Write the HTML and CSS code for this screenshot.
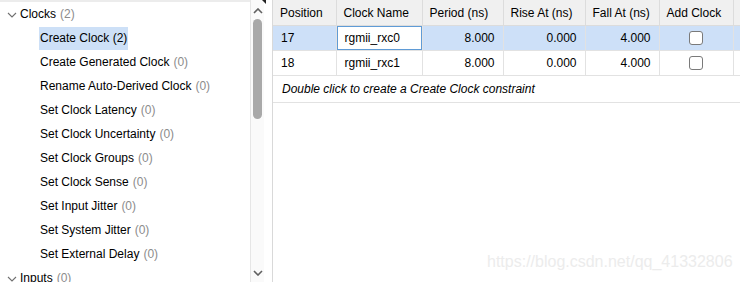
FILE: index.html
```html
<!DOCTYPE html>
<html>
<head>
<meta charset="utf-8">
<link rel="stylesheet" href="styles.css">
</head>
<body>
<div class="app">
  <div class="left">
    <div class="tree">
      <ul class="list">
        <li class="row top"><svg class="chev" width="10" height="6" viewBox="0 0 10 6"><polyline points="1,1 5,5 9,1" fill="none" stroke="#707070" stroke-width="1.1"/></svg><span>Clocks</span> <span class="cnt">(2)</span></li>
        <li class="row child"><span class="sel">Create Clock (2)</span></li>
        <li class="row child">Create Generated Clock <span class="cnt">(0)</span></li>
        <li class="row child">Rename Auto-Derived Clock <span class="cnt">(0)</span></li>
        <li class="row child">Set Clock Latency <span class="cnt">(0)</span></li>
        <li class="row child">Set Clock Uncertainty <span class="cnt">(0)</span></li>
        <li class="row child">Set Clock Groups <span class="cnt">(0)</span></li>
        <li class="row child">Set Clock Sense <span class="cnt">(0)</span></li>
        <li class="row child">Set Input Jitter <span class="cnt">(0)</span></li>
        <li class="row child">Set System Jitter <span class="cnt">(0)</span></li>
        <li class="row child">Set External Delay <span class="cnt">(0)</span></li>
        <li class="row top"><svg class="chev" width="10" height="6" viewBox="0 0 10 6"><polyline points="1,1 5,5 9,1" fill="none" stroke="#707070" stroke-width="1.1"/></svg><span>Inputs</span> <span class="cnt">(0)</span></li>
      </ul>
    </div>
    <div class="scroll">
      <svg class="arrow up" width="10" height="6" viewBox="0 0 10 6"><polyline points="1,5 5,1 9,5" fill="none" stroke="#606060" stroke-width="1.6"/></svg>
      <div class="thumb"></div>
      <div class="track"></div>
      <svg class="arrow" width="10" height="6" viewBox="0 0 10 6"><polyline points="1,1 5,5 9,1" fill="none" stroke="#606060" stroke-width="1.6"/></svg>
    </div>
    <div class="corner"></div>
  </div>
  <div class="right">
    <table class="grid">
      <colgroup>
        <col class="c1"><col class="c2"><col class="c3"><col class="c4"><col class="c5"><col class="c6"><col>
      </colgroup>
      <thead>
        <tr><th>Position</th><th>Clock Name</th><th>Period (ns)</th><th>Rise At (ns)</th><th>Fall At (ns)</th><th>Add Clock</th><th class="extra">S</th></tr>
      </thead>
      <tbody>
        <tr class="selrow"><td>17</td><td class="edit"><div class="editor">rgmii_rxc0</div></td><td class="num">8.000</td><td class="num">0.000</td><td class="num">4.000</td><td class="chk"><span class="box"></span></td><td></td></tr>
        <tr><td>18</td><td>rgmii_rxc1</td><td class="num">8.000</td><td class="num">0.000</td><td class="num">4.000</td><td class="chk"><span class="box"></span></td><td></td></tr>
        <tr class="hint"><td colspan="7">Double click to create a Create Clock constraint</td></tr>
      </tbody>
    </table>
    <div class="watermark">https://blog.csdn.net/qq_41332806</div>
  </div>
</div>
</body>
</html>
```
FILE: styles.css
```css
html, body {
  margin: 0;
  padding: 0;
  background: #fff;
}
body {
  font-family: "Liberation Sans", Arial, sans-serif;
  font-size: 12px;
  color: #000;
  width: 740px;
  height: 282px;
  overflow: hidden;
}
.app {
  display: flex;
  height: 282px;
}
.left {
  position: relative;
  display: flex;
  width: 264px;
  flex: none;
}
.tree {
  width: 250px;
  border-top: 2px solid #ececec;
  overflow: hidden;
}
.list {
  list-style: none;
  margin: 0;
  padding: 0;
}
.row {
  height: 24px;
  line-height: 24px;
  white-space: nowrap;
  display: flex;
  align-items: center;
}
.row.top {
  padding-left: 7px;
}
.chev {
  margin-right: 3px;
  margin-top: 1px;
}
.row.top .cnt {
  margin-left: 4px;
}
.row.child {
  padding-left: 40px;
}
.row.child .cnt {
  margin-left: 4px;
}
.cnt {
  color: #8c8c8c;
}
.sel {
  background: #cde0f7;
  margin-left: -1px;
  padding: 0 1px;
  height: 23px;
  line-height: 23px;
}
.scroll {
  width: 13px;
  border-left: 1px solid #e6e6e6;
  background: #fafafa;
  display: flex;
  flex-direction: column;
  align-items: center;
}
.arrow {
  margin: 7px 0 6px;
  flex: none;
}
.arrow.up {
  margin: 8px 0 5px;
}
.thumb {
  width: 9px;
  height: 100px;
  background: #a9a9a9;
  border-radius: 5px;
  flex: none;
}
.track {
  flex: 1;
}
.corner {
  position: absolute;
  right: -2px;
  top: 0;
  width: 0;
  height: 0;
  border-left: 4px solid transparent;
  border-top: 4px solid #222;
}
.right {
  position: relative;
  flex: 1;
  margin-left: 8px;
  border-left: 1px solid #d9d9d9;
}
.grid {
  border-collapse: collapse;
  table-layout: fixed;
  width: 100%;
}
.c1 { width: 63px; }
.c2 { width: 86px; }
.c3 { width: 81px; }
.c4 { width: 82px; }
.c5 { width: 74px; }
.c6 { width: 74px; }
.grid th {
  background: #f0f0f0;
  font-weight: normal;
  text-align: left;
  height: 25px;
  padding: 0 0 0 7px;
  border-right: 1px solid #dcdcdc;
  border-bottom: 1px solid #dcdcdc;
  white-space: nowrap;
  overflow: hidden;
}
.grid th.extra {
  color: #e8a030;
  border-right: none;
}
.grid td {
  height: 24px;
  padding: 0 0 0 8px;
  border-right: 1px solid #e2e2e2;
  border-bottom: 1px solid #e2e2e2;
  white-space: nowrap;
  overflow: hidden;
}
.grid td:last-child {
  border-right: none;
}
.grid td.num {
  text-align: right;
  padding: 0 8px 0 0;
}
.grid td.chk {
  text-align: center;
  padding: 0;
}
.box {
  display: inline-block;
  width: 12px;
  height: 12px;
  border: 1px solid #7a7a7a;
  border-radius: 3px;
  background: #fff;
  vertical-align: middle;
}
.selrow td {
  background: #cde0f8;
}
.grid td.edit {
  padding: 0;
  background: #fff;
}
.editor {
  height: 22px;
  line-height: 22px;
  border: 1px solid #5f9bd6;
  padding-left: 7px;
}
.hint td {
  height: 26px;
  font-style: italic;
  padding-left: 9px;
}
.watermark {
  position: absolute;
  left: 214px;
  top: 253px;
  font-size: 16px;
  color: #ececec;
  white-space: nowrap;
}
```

Required task
Extract all the data above exactly, excluding every picture.

Expected output
Write the HTML and CSS code for this screenshot.
FILE: index.html
```html
<!DOCTYPE html>
<html>
<head>
<meta charset="utf-8">
<link rel="stylesheet" href="styles.css">
</head>
<body>
<div class="app">
  <div class="left">
    <div class="tree">
      <ul class="list">
        <li class="row top"><svg class="chev" width="10" height="6" viewBox="0 0 10 6"><polyline points="1,1 5,5 9,1" fill="none" stroke="#707070" stroke-width="1.1"/></svg><span>Clocks</span> <span class="cnt">(2)</span></li>
        <li class="row child"><span class="sel">Create Clock (2)</span></li>
        <li class="row child">Create Generated Clock <span class="cnt">(0)</span></li>
        <li class="row child">Rename Auto-Derived Clock <span class="cnt">(0)</span></li>
        <li class="row child">Set Clock Latency <span class="cnt">(0)</span></li>
        <li class="row child">Set Clock Uncertainty <span class="cnt">(0)</span></li>
        <li class="row child">Set Clock Groups <span class="cnt">(0)</span></li>
        <li class="row child">Set Clock Sense <span class="cnt">(0)</span></li>
        <li class="row child">Set Input Jitter <span class="cnt">(0)</span></li>
        <li class="row child">Set System Jitter <span class="cnt">(0)</span></li>
        <li class="row child">Set External Delay <span class="cnt">(0)</span></li>
        <li class="row top"><svg class="chev" width="10" height="6" viewBox="0 0 10 6"><polyline points="1,1 5,5 9,1" fill="none" stroke="#707070" stroke-width="1.1"/></svg><span>Inputs</span> <span class="cnt">(0)</span></li>
      </ul>
    </div>
    <div class="scroll">
      <svg class="arrow up" width="10" height="6" viewBox="0 0 10 6"><polyline points="1,5 5,1 9,5" fill="none" stroke="#606060" stroke-width="1.6"/></svg>
      <div class="thumb"></div>
      <div class="track"></div>
      <svg class="arrow" width="10" height="6" viewBox="0 0 10 6"><polyline points="1,1 5,5 9,1" fill="none" stroke="#606060" stroke-width="1.6"/></svg>
    </div>
    <div class="corner"></div>
  </div>
  <div class="right">
    <table class="grid">
      <colgroup>
        <col class="c1"><col class="c2"><col class="c3"><col class="c4"><col class="c5"><col class="c6"><col>
      </colgroup>
      <thead>
        <tr><th>Position</th><th>Clock Name</th><th>Period (ns)</th><th>Rise At (ns)</th><th>Fall At (ns)</th><th>Add Clock</th><th class="extra">S</th></tr>
      </thead>
      <tbody>
        <tr class="selrow"><td>17</td><td class="edit"><div class="editor">rgmii_rxc0</div></td><td class="num">8.000</td><td class="num">0.000</td><td class="num">4.000</td><td class="chk"><span class="box"></span></td><td></td></tr>
        <tr><td>18</td><td>rgmii_rxc1</td><td class="num">8.000</td><td class="num">0.000</td><td class="num">4.000</td><td class="chk"><span class="box"></span></td><td></td></tr>
        <tr class="hint"><td colspan="7">Double click to create a Create Clock constraint</td></tr>
      </tbody>
    </table>
    <div class="watermark">https://blog.csdn.net/qq_41332806</div>
  </div>
</div>
</body>
</html>
```
FILE: styles.css
```css
html, body {
  margin: 0;
  padding: 0;
  background: #fff;
}
body {
  font-family: "Liberation Sans", Arial, sans-serif;
  font-size: 12px;
  color: #000;
  width: 740px;
  height: 282px;
  overflow: hidden;
}
.app {
  display: flex;
  height: 282px;
}
.left {
  position: relative;
  display: flex;
  width: 264px;
  flex: none;
}
.tree {
  width: 250px;
  border-top: 2px solid #ececec;
  overflow: hidden;
}
.list {
  list-style: none;
  margin: 0;
  padding: 0;
}
.row {
  height: 24px;
  line-height: 24px;
  white-space: nowrap;
  display: flex;
  align-items: center;
}
.row.top {
  padding-left: 7px;
}
.chev {
  margin-right: 3px;
  margin-top: 1px;
}
.row.top .cnt {
  margin-left: 4px;
}
.row.child {
  padding-left: 40px;
}
.row.child .cnt {
  margin-left: 4px;
}
.cnt {
  color: #8c8c8c;
}
.sel {
  background: #cde0f7;
  margin-left: -1px;
  padding: 0 1px;
  height: 23px;
  line-height: 23px;
}
.scroll {
  width: 13px;
  border-left: 1px solid #e6e6e6;
  background: #fafafa;
  display: flex;
  flex-direction: column;
  align-items: center;
}
.arrow {
  margin: 7px 0 6px;
  flex: none;
}
.arrow.up {
  margin: 8px 0 5px;
}
.thumb {
  width: 9px;
  height: 100px;
  background: #a9a9a9;
  border-radius: 5px;
  flex: none;
}
.track {
  flex: 1;
}
.corner {
  position: absolute;
  right: -2px;
  top: 0;
  width: 0;
  height: 0;
  border-left: 4px solid transparent;
  border-top: 4px solid #222;
}
.right {
  position: relative;
  flex: 1;
  margin-left: 8px;
  border-left: 1px solid #d9d9d9;
}
.grid {
  border-collapse: collapse;
  table-layout: fixed;
  width: 100%;
}
.c1 { width: 63px; }
.c2 { width: 86px; }
.c3 { width: 81px; }
.c4 { width: 82px; }
.c5 { width: 74px; }
.c6 { width: 74px; }
.grid th {
  background: #f0f0f0;
  font-weight: normal;
  text-align: left;
  height: 25px;
  padding: 0 0 0 7px;
  border-right: 1px solid #dcdcdc;
  border-bottom: 1px solid #dcdcdc;
  white-space: nowrap;
  overflow: hidden;
}
.grid th.extra {
  color: #e8a030;
  border-right: none;
}
.grid td {
  height: 24px;
  padding: 0 0 0 8px;
  border-right: 1px solid #e2e2e2;
  border-bottom: 1px solid #e2e2e2;
  white-space: nowrap;
  overflow: hidden;
}
.grid td:last-child {
  border-right: none;
}
.grid td.num {
  text-align: right;
  padding: 0 8px 0 0;
}
.grid td.chk {
  text-align: center;
  padding: 0;
}
.box {
  display: inline-block;
  width: 12px;
  height: 12px;
  border: 1px solid #7a7a7a;
  border-radius: 3px;
  background: #fff;
  vertical-align: middle;
}
.selrow td {
  background: #cde0f8;
}
.grid td.edit {
  padding: 0;
  background: #fff;
}
.editor {
  height: 22px;
  line-height: 22px;
  border: 1px solid #5f9bd6;
  padding-left: 7px;
}
.hint td {
  height: 26px;
  font-style: italic;
  padding-left: 9px;
}
.watermark {
  position: absolute;
  left: 214px;
  top: 253px;
  font-size: 16px;
  color: #ececec;
  white-space: nowrap;
}
```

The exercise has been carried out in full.